The Whanganui item in this is the gob smacker. Unlined hole, old wetlands reserve turned landfill, undisclosed to public by all appearances, right dab next to a PRIMARY SCHOOL! How irresponsible is THAT? … EWR.
From NO to 1080 use in NZ FB page
1080 poison (Sodium Monofluoroacetate) is a hazardous chemical that is repeatedly dumped in New Zealand’s landfill sites (official and unofficial) without consideration for the potential harm. Contrary to some claims, 1080 does not easily breakdown into ‘harmless by-products’: one teaspoon of the poison can kill and harm as many as a hundred adults. It is highly lethal, stable in water, disperses readily through the environment, and in some conditions remains poisonous for months, if not years. For instance, in March 2000, 20 tonnes of mixed, unwanted 1080 poison baits, between 8-20 years old, were buried in West Coast farmland. When tested a few months later, the substance was still highly toxic.
Official Informatiom Act responses have revealed that for decades, Auckland, Canterbury, Winton, Whanganui and Marton landfills have all been recipients of tonnes of unwanted 1080 poison. This is because according the manufacturers, the cereal baits have a limited shelf-life (how convenient for their profit margins?).

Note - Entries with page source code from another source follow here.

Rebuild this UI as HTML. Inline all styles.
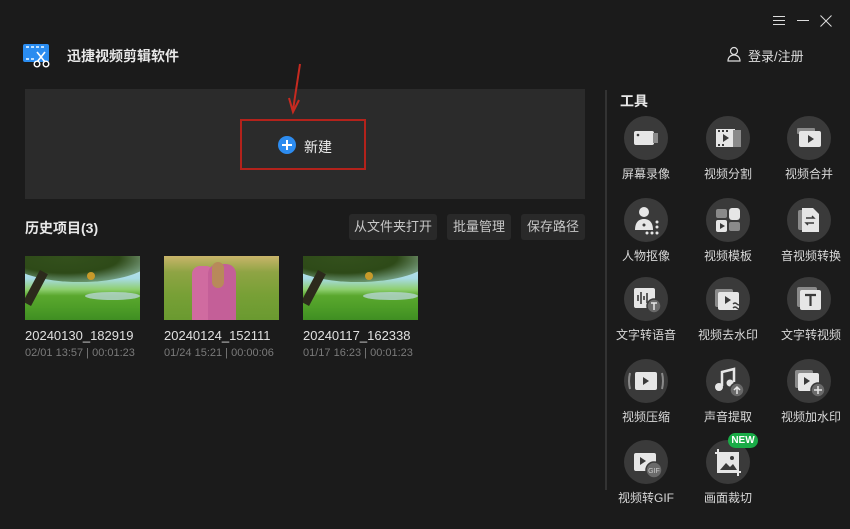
<!DOCTYPE html>
<html><head><meta charset="utf-8"><style>
*{margin:0;padding:0;box-sizing:border-box}
body{width:850px;height:529px;background:#1b1b1b;font-family:"Liberation Sans","Noto Sans CJK SC",sans-serif;color:#e6e6e6;position:relative;overflow:hidden}
.a{position:absolute}
.btn{position:absolute;top:214px;height:26px;background:#292929;border-radius:3px;font-size:13px;color:#c8c8c8;line-height:26px;text-align:center}
.th{position:absolute;top:256px;width:115px;height:64px;overflow:hidden}
.tree{background:linear-gradient(180deg,#cfeaf0 0%,#a8dbe6 35%,#8fcf70 52%,#5aa82e 62%,#4e9e28 80%,#3f8e22 100%)}
.tree .can{position:absolute;left:-15px;top:-18px;width:140px;height:44px;border-radius:50%;background:radial-gradient(ellipse at 40% 45%,#33501c 0%,#2e4a18 45%,rgba(60,95,35,.6) 70%,transparent 100%)}
.tree .trunk{position:absolute;left:6px;top:14px;width:9px;height:36px;background:#2c2a1c;transform:rotate(28deg)}
.tree .river{position:absolute;left:60px;top:36px;width:55px;height:8px;background:#b7d6d2;border-radius:50%;opacity:.8}
.girl{background:linear-gradient(180deg,#c9b56a 0%,#8fa444 25%,#78a036 60%,#6a9a30 100%)}
.lbl{position:absolute;font-size:12px;color:#d8d8d8;width:80px;text-align:center}
.c{position:absolute;width:44px;height:44px;border-radius:50%;background:#3a3a3a}
.c svg{position:absolute;left:0;top:0}
</style></head><body>
<!-- window controls -->
<div class="a" style="left:773px;top:16px;width:12px;height:1px;background:#ddd;box-shadow:0 4px 0 #ddd,0 8px 0 #ddd"></div>
<div class="a" style="left:797px;top:20px;width:12px;height:1px;background:#ddd"></div>
<svg class="a" style="left:820px;top:15px" width="12" height="12"><path d="M0.5 0.5L11.5 11.5M11.5 0.5L0.5 11.5" stroke="#ddd" stroke-width="1"/></svg>
<!-- logo -->
<svg class="a" style="left:23px;top:44px" width="30" height="24"><rect x="0" y="0" width="26" height="18" rx="2" fill="#2a8cf0"/><g fill="#bfe0ff"><rect x="3" y="2" width="3" height="2"/><rect x="8" y="2" width="3" height="2"/><rect x="13" y="2" width="3" height="2"/><rect x="18" y="2" width="3" height="2"/><rect x="3" y="14" width="3" height="2"/><rect x="8" y="14" width="3" height="2"/></g><path d="M14 8L22 18M22 8L14 18" stroke="#fff" stroke-width="1.6"/><circle cx="14" cy="20" r="2.8" fill="#1b1b1b" stroke="#fff" stroke-width="1.4"/><circle cx="23" cy="20" r="2.8" fill="#1b1b1b" stroke="#fff" stroke-width="1.4"/></svg>
<div class="a" style="left:67px;top:46px;font-size:14px;font-weight:bold;color:#e8e8e8">迅捷视频剪辑软件</div>
<svg class="a" style="left:727px;top:46px" width="14" height="16"><circle cx="7" cy="5" r="3.5" fill="none" stroke="#ddd" stroke-width="1.2"/><path d="M1 15c0-4 3-6 6-6s6 2 6 6z" fill="none" stroke="#ddd" stroke-width="1.2"/></svg>
<div class="a" style="left:748px;top:46px;font-size:13px;color:#ddd">登录/注册</div>
<!-- new area -->
<div class="a" style="left:25px;top:89px;width:560px;height:110px;background:#2b2b2b"></div>
<div class="a" style="left:240px;top:119px;width:126px;height:51px;border:2px solid #b3221b"></div>
<svg class="a" style="left:288px;top:62px" width="16" height="54"><path d="M12 2L5 48" stroke="#c62a20" stroke-width="2"/><path d="M1 36L5 50L11 38" fill="none" stroke="#c62a20" stroke-width="2"/></svg>
<div class="a" style="left:278px;top:136px;width:18px;height:18px;border-radius:50%;background:#2d8cf0"></div>
<div class="a" style="left:282px;top:144px;width:10px;height:1.6px;background:#fff"></div>
<div class="a" style="left:286.2px;top:140px;width:1.6px;height:10px;background:#fff"></div>
<div class="a" style="left:304px;top:137px;font-size:14px;color:#eee">新建</div>
<!-- history -->
<div class="a" style="left:25px;top:218px;font-size:14px;font-weight:bold;color:#e8e8e8">历史项目(3)</div>
<div class="btn" style="left:349px;width:88px">从文件夹打开</div>
<div class="btn" style="left:447px;width:64px">批量管理</div>
<div class="btn" style="left:521px;width:64px">保存路径</div>
<div class="th tree" style="left:25px"><div class="river"></div><div class="can"></div><div class="trunk"></div><div class="a" style="left:62px;top:16px;width:8px;height:8px;border-radius:50%;background:#c79a2a"></div></div>
<div class="th girl" style="left:164px"><div class="a" style="left:28px;top:10px;width:22px;height:54px;background:#d06ba0;border-radius:8px 8px 0 0"></div><div class="a" style="left:44px;top:8px;width:28px;height:56px;background:#c45f98;border-radius:10px 10px 0 0"></div><div class="a" style="left:48px;top:6px;width:12px;height:26px;background:#b88a5a;border-radius:6px"></div></div>
<div class="th tree" style="left:303px"><div class="river"></div><div class="can"></div><div class="trunk"></div><div class="a" style="left:62px;top:16px;width:8px;height:8px;border-radius:50%;background:#c79a2a"></div></div>
<div class="a" style="left:25px;top:328px;font-size:13px;color:#e0e0e0">20240130_182919</div>
<div class="a" style="left:25px;top:347px;font-size:11px;color:#7a7a7a">02/01 13:57 | 00:01:23</div>
<div class="a" style="left:164px;top:328px;font-size:13px;color:#e0e0e0">20240124_152111</div>
<div class="a" style="left:164px;top:347px;font-size:11px;color:#7a7a7a">01/24 15:21 | 00:00:06</div>
<div class="a" style="left:303px;top:328px;font-size:13px;color:#e0e0e0">20240117_162338</div>
<div class="a" style="left:303px;top:347px;font-size:11px;color:#7a7a7a">01/17 16:23 | 00:01:23</div>
<!-- divider -->
<div class="a" style="left:605px;top:90px;width:2px;height:400px;background:#333"></div>
<div class="a" style="left:620px;top:91px;font-size:14px;font-weight:bold;color:#e8e8e8">工具</div>
<!-- tools -->
<div class="c" style="left:624px;top:116px"><svg width="44" height="44"><rect x="10" y="15" width="20" height="14" rx="2" fill="#e6e6e6"/><rect x="29" y="17" width="5" height="10" fill="#8a8a8a"/><circle cx="14" cy="19" r="1.3" fill="#3a3a3a"/></svg></div>
<div class="c" style="left:706px;top:116px"><svg width="44" height="44"><rect x="10" y="13" width="19" height="18" fill="#e6e6e6"/><rect x="27" y="14" width="8" height="17" fill="#8a8a8a"/><g fill="#3a3a3a"><rect x="12" y="14" width="2" height="2"/><rect x="16" y="14" width="2" height="2"/><rect x="20" y="14" width="2" height="2"/><rect x="12" y="28" width="2" height="2"/><rect x="16" y="28" width="2" height="2"/></g><path d="M17 18v8l6-4z" fill="#3a3a3a"/></svg></div>
<div class="c" style="left:787px;top:116px"><svg width="44" height="44"><rect x="10" y="12" width="18" height="6" rx="1" fill="#8a8a8a"/><rect x="12" y="15" width="22" height="16" rx="2" fill="#e6e6e6"/><path d="M21 19v8l6-4z" fill="#3a3a3a"/></svg></div>
<div class="lbl" style="left:606px;top:165px">屏幕录像</div>
<div class="lbl" style="left:688px;top:165px">视频分割</div>
<div class="lbl" style="left:769px;top:165px">视频合并</div>

<div class="c" style="left:624px;top:198px"><svg width="44" height="44"><circle cx="20" cy="14" r="5" fill="#e6e6e6"/><path d="M11 32c0-8 4-11 9-11s9 3 9 11z" fill="#e6e6e6"/><g fill="#e6e6e6"><circle cx="33" cy="24" r="1.5"/><circle cx="33" cy="29" r="1.5"/><circle cx="28" cy="35" r="1.5"/><circle cx="33" cy="35" r="1.5"/><circle cx="23" cy="35" r="1.5"/></g><circle cx="20" cy="27" r="1.5" fill="#3a3a3a"/></svg></div>
<div class="c" style="left:706px;top:198px"><svg width="44" height="44"><rect x="10" y="11" width="11" height="9" rx="2" fill="#8a8a8a"/><rect x="23" y="10" width="11" height="12" rx="3" fill="#e6e6e6"/><rect x="10" y="22" width="11" height="12" rx="2" fill="#e6e6e6"/><rect x="23" y="24" width="11" height="9" rx="2" fill="#8a8a8a"/><path d="M14 25v6l5-3z" fill="#3a3a3a"/></svg></div>
<div class="c" style="left:787px;top:198px"><svg width="44" height="44"><rect x="11" y="12" width="14" height="20" rx="2" fill="#8a8a8a"/><path d="M15 10h11l6 6v18h-17z" fill="#e6e6e6"/><path d="M19 20h8l-2-2M27 25h-8l2 2" stroke="#3a3a3a" stroke-width="1.4" fill="none"/></svg></div>
<div class="lbl" style="left:606px;top:247px">人物抠像</div>
<div class="lbl" style="left:688px;top:247px">视频模板</div>
<div class="lbl" style="left:769px;top:247px;width:84px">音视频转换</div>

<div class="c" style="left:624px;top:277px"><svg width="44" height="44"><rect x="10" y="11" width="21" height="20" rx="2" fill="#e6e6e6"/><g stroke="#3a3a3a" stroke-width="1.6"><path d="M14 18v6M17 15v12M20 19v4M23 16v10"/></g><circle cx="30" cy="29" r="7" fill="#6a6a6a" stroke="#3a3a3a" stroke-width="1.5"/><path d="M27 26h6M30 26v7" stroke="#e6e6e6" stroke-width="1.5"/></svg></div>
<div class="c" style="left:706px;top:277px"><svg width="44" height="44"><rect x="9" y="12" width="18" height="18" rx="2" fill="#8a8a8a"/><rect x="12" y="15" width="21" height="18" rx="2" fill="#e6e6e6"/><path d="M19 19v8l6-4z" fill="#3a3a3a"/><path d="M27 27q2-2 4 0t4 0M27 31q2-2 4 0t4 0" stroke="#3a3a3a" stroke-width="1.3" fill="none"/></svg></div>
<div class="c" style="left:787px;top:277px"><svg width="44" height="44"><rect x="10" y="10" width="20" height="20" rx="2" fill="#8a8a8a"/><rect x="13" y="13" width="21" height="20" rx="2" fill="#e6e6e6"/><path d="M18 18h11M23.5 18v11" stroke="#3a3a3a" stroke-width="2.2"/></svg></div>
<div class="lbl" style="left:606px;top:326px">文字转语音</div>
<div class="lbl" style="left:688px;top:326px">视频去水印</div>
<div class="lbl" style="left:769px;top:326px;width:84px">文字转视频</div>

<div class="c" style="left:624px;top:359px"><svg width="44" height="44"><path d="M6 14q-2 8 0 16M38 14q2 8 0 16" stroke="#8a8a8a" stroke-width="2" fill="none"/><rect x="11" y="13" width="22" height="18" rx="2" fill="#e6e6e6"/><path d="M19 18v8l6-4z" fill="#3a3a3a"/></svg></div>
<div class="c" style="left:706px;top:359px"><svg width="44" height="44"><path d="M16 27V13l12-3v13" stroke="#e6e6e6" stroke-width="2.5" fill="none"/><circle cx="13" cy="28" r="4" fill="#e6e6e6"/><circle cx="24" cy="24" r="3.5" fill="#e6e6e6"/><circle cx="31" cy="31" r="7" fill="#6a6a6a" stroke="#3a3a3a" stroke-width="1.5"/><path d="M31 35v-7M28 31l3-3 3 3" stroke="#e6e6e6" stroke-width="1.5" fill="none"/></svg></div>
<div class="c" style="left:787px;top:359px"><svg width="44" height="44"><rect x="8" y="11" width="18" height="18" rx="2" fill="#8a8a8a"/><rect x="11" y="14" width="21" height="18" rx="2" fill="#e6e6e6"/><path d="M17 18v8l6-4z" fill="#3a3a3a"/><circle cx="31" cy="31" r="7" fill="#6a6a6a" stroke="#3a3a3a" stroke-width="1.5"/><path d="M27 31h8M31 27v8" stroke="#e6e6e6" stroke-width="1.5"/></svg></div>
<div class="lbl" style="left:606px;top:408px">视频压缩</div>
<div class="lbl" style="left:688px;top:408px">声音提取</div>
<div class="lbl" style="left:769px;top:408px;width:84px">视频加水印</div>

<div class="c" style="left:624px;top:440px"><svg width="44" height="44"><rect x="10" y="13" width="22" height="18" rx="2" fill="#e6e6e6"/><path d="M16 17v8l6-4z" fill="#3a3a3a"/><circle cx="30" cy="30" r="8" fill="#6a6a6a" stroke="#3a3a3a" stroke-width="1.5"/><text x="30" y="33" font-size="7" fill="#ccc" text-anchor="middle" font-family="Liberation Sans">GIF</text></svg></div>
<div class="c" style="left:706px;top:440px"><svg width="44" height="44"><path d="M12 9v23h23M9 13h23v23" stroke="#e6e6e6" stroke-width="2" fill="none"/><rect x="13" y="14" width="18" height="17" fill="#e6e6e6"/><path d="M14 30l6-7 4 4 3-3 4 6z" fill="#3a3a3a"/><circle cx="26" cy="18" r="2" fill="#3a3a3a"/></svg></div>
<div class="a" style="left:728px;top:433px;width:30px;height:15px;border-radius:8px;background:#1aab47;font-size:10px;font-weight:bold;color:#fff;text-align:center;line-height:15px">NEW</div>
<div class="lbl" style="left:606px;top:489px">视频转GIF</div>
<div class="lbl" style="left:688px;top:489px">画面裁切</div>
</body></html>
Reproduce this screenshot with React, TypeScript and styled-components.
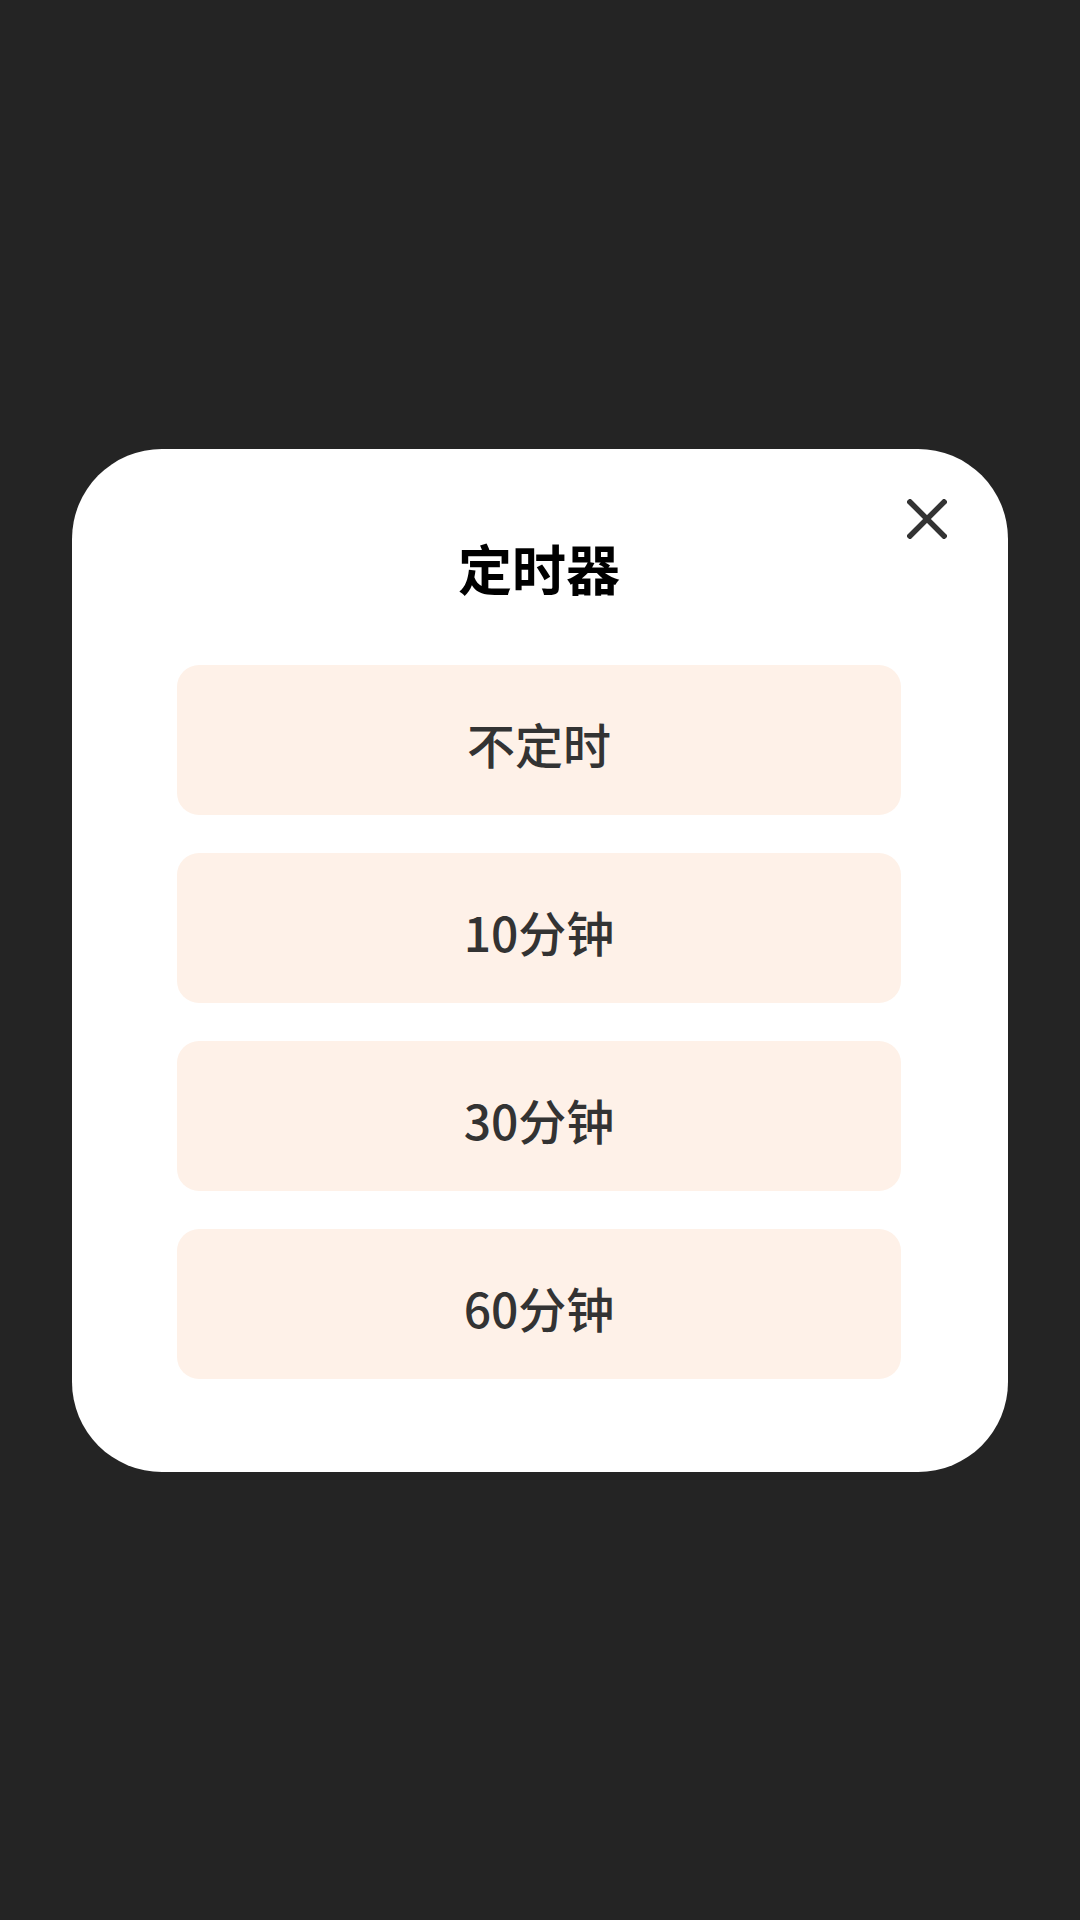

Apparently, depending upon storage environments, damp and mould can affect the palatability and structure of the poison baits, which can mean they are unstable, unsafe and unsuitable to be distributed aerially via the helicopter hoppers. To summarise some of our findings:
• In August 1996, over 12 tonnes of unwanted highly toxic 1080 poison baits were buried in a purpose-dug pit in a managed landfill site at Winton, central Southland. Weeks after the burial, toxic 1080 was still present in some of the groundwater samples (despite unreliable testing methodology).
• 66 tonnes of 1080 poison baits, originally intended for Makarora aerial pest control operation (2015) were unused because of the poor weather. The spoiled poison baits were sent to a Manawatu-Whanganui landfill site (Probably, Marton).
• A storage shed in Haast was swamped during recent flooding, and the rising river water damaged over 16 tonnes of toxic 1080 bait. This week, that poison has been buried at…you guessed it, Marton.
• In February 2018, 600kgs of 1080 poison baits was transported from the Whitianga storage site (within a residential area) to a North Auckland landfill.
• Also in 1996, in Whanganui (near the 1080 poison factory) 61 tonnes of 1080 poison cereal bait was buried in a shallow, unlined hole at the landfill site, now known as Balgownie Reserve. Tragically, this area was previously a precious wetland of historical and cultural significance. A primary school is situated next door.
There are many other stories waiting to be exposed. Meanwhile, none of New Zealand’s authorities adheres to international guidelines on toxic waste disposal, including the requirement to monitor community health in these areas. And concerns are repeatedly raised about potential harmful affects from the storage, disposal and aerial distribution of 1080 poison.
In the USA and in Europe, authorities are waking-up to their responsibilities to citizens. New funding is being provided to enable the costly clean-up of old toxic dump sites, and this involves specialists digging up the hazardous waste and disposing of it safely. Public health is a priority.
It’s bad enough to distribute tonnes of 1080 poison baits over thousands of hectares—66 tonnes of the poison baits could kill or seriously harm almost the whole population of New Zealand. It’s another thing however to dump this amount of lethally toxic substance into one shallow hole. What impact could a highly concentrated amount of this toxic chemical have on the health of nearby, unknowing, small communities?
When is the New Zealand Government going to face up to the magnitude of our ongoing soil and water contamination, stop the dumping of hazardous waste and start the crucial clean-up operations?